The source is now at

https://bitbucket.org/vsingh001/deepfry/src/4e0b3659273a?at=gTest

The folder is

examples/CNS/tgv

Compilation and running is through

make COMP=PGI OMP=t DIM3=t
./main.Linux.PGI.debug.gomp.3d.exe input_16

I don’t get the -pg thing. I am not using it with the PGI compiler at all.

Ok, I was able to check out our code and ran it on my local server.

It looks like your time is dominated by your calls to DGEMM and explains why compiler optimization or even the compiler doesn’t matter. The Blas library we ship is from OpenBlas and quite fast but maybe not as fast as the one you’re using with gfortran?

Can you try linking the PGI binary with the same Blas library that you use with Gfortran and see if that makes a difference?

  • Mat

Hi Mat,

Thanks for the comments.

The time spent is indeed dominated by BLAS calls, but this is not true specifically for the Interaction flux subroutine that is taking a significant chunk of time in the PGI compiler case. There are no BLAS calls in this subroutine.
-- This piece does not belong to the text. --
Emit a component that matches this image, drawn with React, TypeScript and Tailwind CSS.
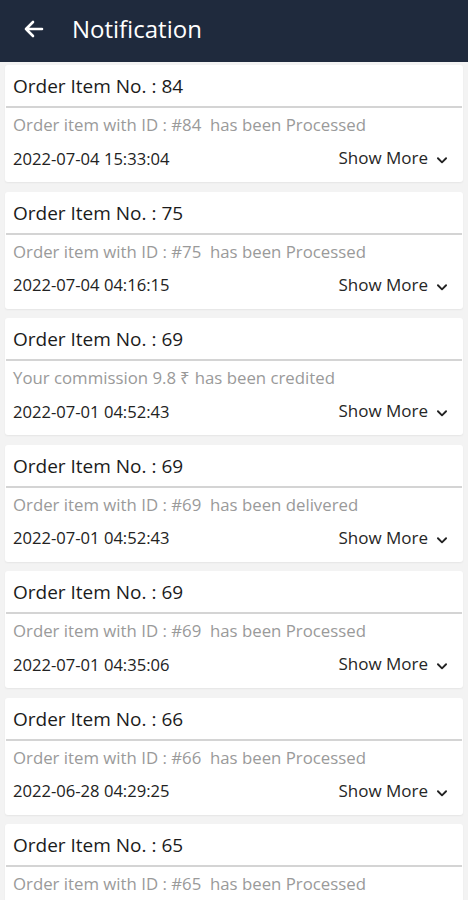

Also, I tried linking MKL with PGI for the BLAS part. There was almost no difference in speedup from default BLAS calls. This is surprising since, BLAS calls are much faster with gfortran and MKL.

But in general, I am not concerned about BLAS calls right now, because cuBLAS calls are much faster than MKL so I can speed that up on the GPU. But the interaction flux subroutine is too much slower to start with despite having no BLAS calls.